Even as nothing....and indeed, nothing remains to remind us of Fort Lafayette

Well, okay, almost nothing.

Fort Lafayette is at least recalled by means of an historical marker at Penn and Ninth Street in the downtown Cultural District, and is mentioned in another more recent marker at the edge of the Strip District which commemorates the bicentennial of the Lewis and Clark expedition. But these are the only physical remnants in Pittsburgh to mention this architectural witness to history.

Albert Gallatin fared a bit better.

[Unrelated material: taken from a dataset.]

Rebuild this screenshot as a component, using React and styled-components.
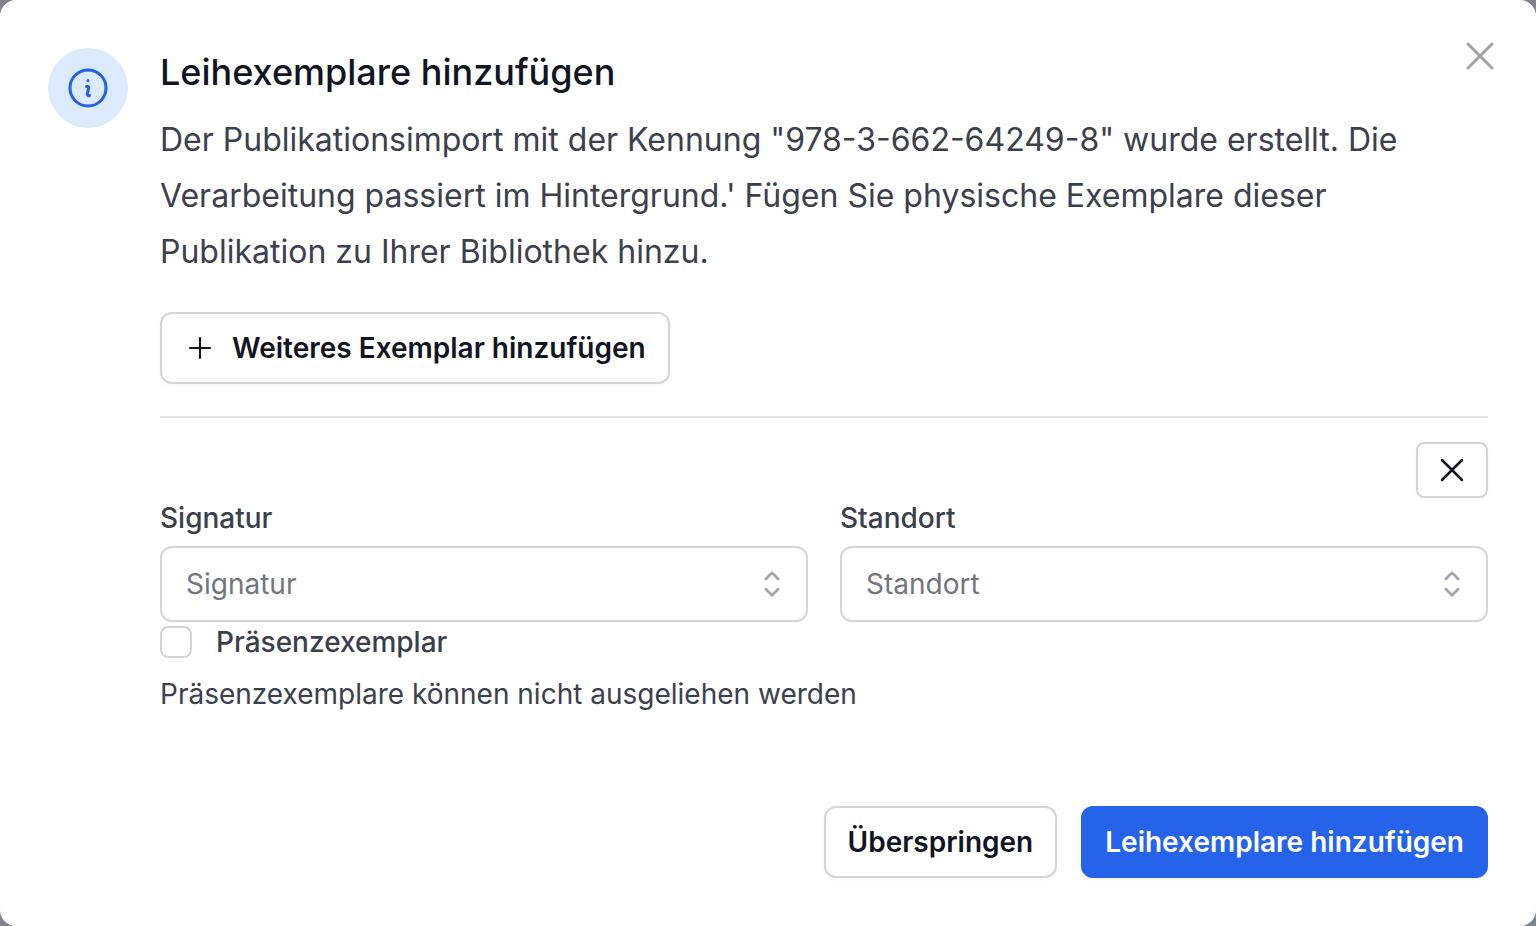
import React, { useState } from "react";
import styled, { createGlobalStyle } from "styled-components";

const GlobalStyle = createGlobalStyle`
  *, *::before, *::after {
    box-sizing: border-box;
  }
  body {
    margin: 0;
    background: #808489;
    font-family: Inter, "Liberation Sans", sans-serif;
    color: #111422;
  }
`;

const Dialog = styled.section`
  position: relative;
  display: flex;
  align-items: flex-start;
  gap: 32px;
  padding: 48px;
  border-radius: 16px;
  background: #fff;
`;

const IconBadge = styled.div`
  display: flex;
  align-items: center;
  justify-content: center;
  flex-shrink: 0;
  width: 80px;
  height: 80px;
  border-radius: 50%;
  background: #dceafd;
  color: #2860e4;
`;

const Svg = styled.svg`
  display: block;
  flex-shrink: 0;
  width: ${(props) => props.$size}px;
  height: ${(props) => props.$size}px;
  fill: none;
  stroke: currentColor;
  stroke-width: 1.5;
  stroke-linecap: round;
  stroke-linejoin: round;
`;

const CloseButton = styled.button`
  position: absolute;
  top: 32px;
  right: 32px;
  padding: 0;
  border: 0;
  background: none;
  color: #9fa2a8;
  cursor: pointer;
  &:hover {
    color: #6b7280;
  }
`;

const Content = styled.div`
  flex: 1;
  min-width: 0;
`;

const Title = styled.h3`
  margin: 0;
  font-size: 36px;
  font-weight: 500;
  line-height: 48px;
`;

const Description = styled.p`
  margin: 16px 0 32px;
  font-size: 32px;
  line-height: 56px;
  color: #3c404c;
`;

const Button = styled.button`
  display: inline-flex;
  align-items: center;
  gap: 16px;
  padding: 14px 22px;
  border: 2px solid ${(props) => (props.$primary ? "#2563eb" : "#d3d5d7")};
  border-radius: 12px;
  background: ${(props) => (props.$primary ? "#2563eb" : "#fff")};
  color: ${(props) => (props.$primary ? "#fff" : "#111422")};
  box-shadow: 0 2px 4px rgba(0, 0, 0, 0.04);
  font-family: inherit;
  font-size: 28px;
  font-weight: 600;
  line-height: 40px;
  cursor: pointer;
`;

const RemoveButton = styled(Button)`
  padding: 6px 14px;
  border-radius: 8px;
`;

const Divider = styled.hr`
  margin: 32px 0 24px;
  border: 0;
  border-top: 2px solid #e4e5e7;
`;

const RemoveRow = styled.div`
  display: flex;
  justify-content: flex-end;
`;

const Fields = styled.div`
  display: grid;
  grid-template-columns: 1fr 1fr;
  gap: 32px;
`;

const Label = styled.label`
  display: block;
  font-size: 28px;
  font-weight: 500;
  line-height: 40px;
  color: #3a3f4b;
`;

const InputBox = styled.div`
  display: flex;
  align-items: center;
  margin-top: 8px;
  padding-right: 14px;
  border: 2px solid #d3d5d7;
  border-radius: 12px;
  background: #fff;
  &:focus-within {
    border-color: #2563eb;
  }
`;

const Input = styled.input`
  flex: 1;
  min-width: 0;
  height: 72px;
  padding: 0 24px;
  border: 0;
  outline: 0;
  background: none;
  color: #111422;
  font-family: inherit;
  font-size: 28px;
  &::placeholder {
    color: #72757e;
    opacity: 1;
  }
`;

const ToggleButton = styled.button`
  padding: 0;
  border: 0;
  background: none;
  color: #9fa2ab;
  cursor: pointer;
`;

const CheckRow = styled.div`
  display: flex;
  align-items: center;
  gap: 24px;
`;

const Checkbox = styled.input`
  appearance: none;
  width: 32px;
  height: 32px;
  margin: 0;
  border: 2px solid #d3d5d7;
  border-radius: 8px;
  background: #fff;
  &:checked {
    border-color: #2563eb;
    background: #2563eb;
  }
`;

const Hint = styled.p`
  margin: 12px 0 0;
  font-size: 28px;
  line-height: 40px;
  color: #3c404c;
`;

const Actions = styled.div`
  display: flex;
  justify-content: flex-end;
  gap: 24px;
  margin-top: 92px;
`;

const icons = {
  info: "M11.25 11.25l.041-.02a.75.75 0 011.063.852l-.708 2.836a.75.75 0 001.063.853l.041-.021M21 12a9 9 0 11-18 0 9 9 0 0118 0zm-9-3.75h.008v.008H12V8.25z",
  close: "M6 18L18 6M6 6l12 12",
  plus: "M12 4.5v15m7.5-7.5h-15",
  upDown: "M8.25 15L12 18.75 15.75 15m-7.5-6L12 5.25 15.75 9",
};

const Icon = ({ name, size }) => (
  <Svg $size={size} viewBox="0 0 24 24" aria-hidden="true">
    <path d={icons[name]} />
  </Svg>
);

const Combobox = ({ id, label }) => {
  const [value, setValue] = useState("");

  return (
    <div>
      <Label htmlFor={id}>{label}</Label>
      <InputBox>
        <Input
          id={id}
          type="text"
          role="combobox"
          aria-expanded="false"
          placeholder={label}
          value={value}
          onChange={(e) => setValue(e.target.value)}
        />
        <ToggleButton type="button" aria-label={`${label} auswählen`}>
          <Icon name="upDown" size={40} />
        </ToggleButton>
      </InputBox>
    </div>
  );
};

const App = () => {
  const [presence, setPresence] = useState(false);

  return (
    <>
      <GlobalStyle />
      <Dialog role="dialog" aria-labelledby="dialog-title">
        <IconBadge>
          <Icon name="info" size={48} />
        </IconBadge>
        <Content>
          <Title id="dialog-title">Leihexemplare hinzufügen</Title>
          <Description>
            Der Publikationsimport mit der Kennung "978-3-662-64249-8" wurde
            erstellt. Die Verarbeitung passiert im Hintergrund.' Fügen Sie
            physische Exemplare dieser Publikation zu Ihrer Bibliothek hinzu.
          </Description>
          <Button type="button">
            <Icon name="plus" size={32} />
            Weiteres Exemplar hinzufügen
          </Button>
          <Divider />
          <RemoveRow>
            <RemoveButton type="button" aria-label="Exemplar entfernen">
              <Icon name="close" size={40} />
            </RemoveButton>
          </RemoveRow>
          <Fields>
            <Combobox id="signatur" label="Signatur" />
            <Combobox id="standort" label="Standort" />
          </Fields>
          <CheckRow>
            <Checkbox
              id="presence"
              type="checkbox"
              checked={presence}
              onChange={(e) => setPresence(e.target.checked)}
            />
            <Label htmlFor="presence">Präsenzexemplar</Label>
          </CheckRow>
          <Hint>Präsenzexemplare können nicht ausgeliehen werden</Hint>
          <Actions>
            <Button type="button">Überspringen</Button>
            <Button type="button" $primary>
              Leihexemplare hinzufügen
            </Button>
          </Actions>
        </Content>
        <CloseButton type="button" aria-label="Schließen">
          <Icon name="close" size={48} />
        </CloseButton>
      </Dialog>
    </>
  );
};

export default App;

His country estate in Fayette County near the Pennsylvania-West Virginia border is maintained by the National Park Service as the Friendship Hill National Historic Site; his personal papers are a treasure trove of early republic history; his interests in Native American cultures led him to found the American Ethnological Society (although his legacy related to Native cultures was firmly in favor of assimilation); he was interred at Trinity Churchyard in lower Manhattan; and he has been honored with many place-names.

Some images below from Friendship Hill, Gallatin's home outside of Port Marion, PA between the Monongahela River and Route 166 in Springhill Township.  The home was constructed in three phases over a 39 year period beginning in 1786. Gallatin never spent much time there and abandoned it entirely by 1825, selling it in 1832. The house endured subsequent additions and passed through several owners until its purchase by The National Park Service in 1979. The property was restored at a cost of  $10 million and opened to the public in 1992.




















1 comment:

  1. Gallatin is an interesting story. I once knew someone in Fayette County who claimed to have used a millstone from the Friendship Hill property as the hearthstone in their home.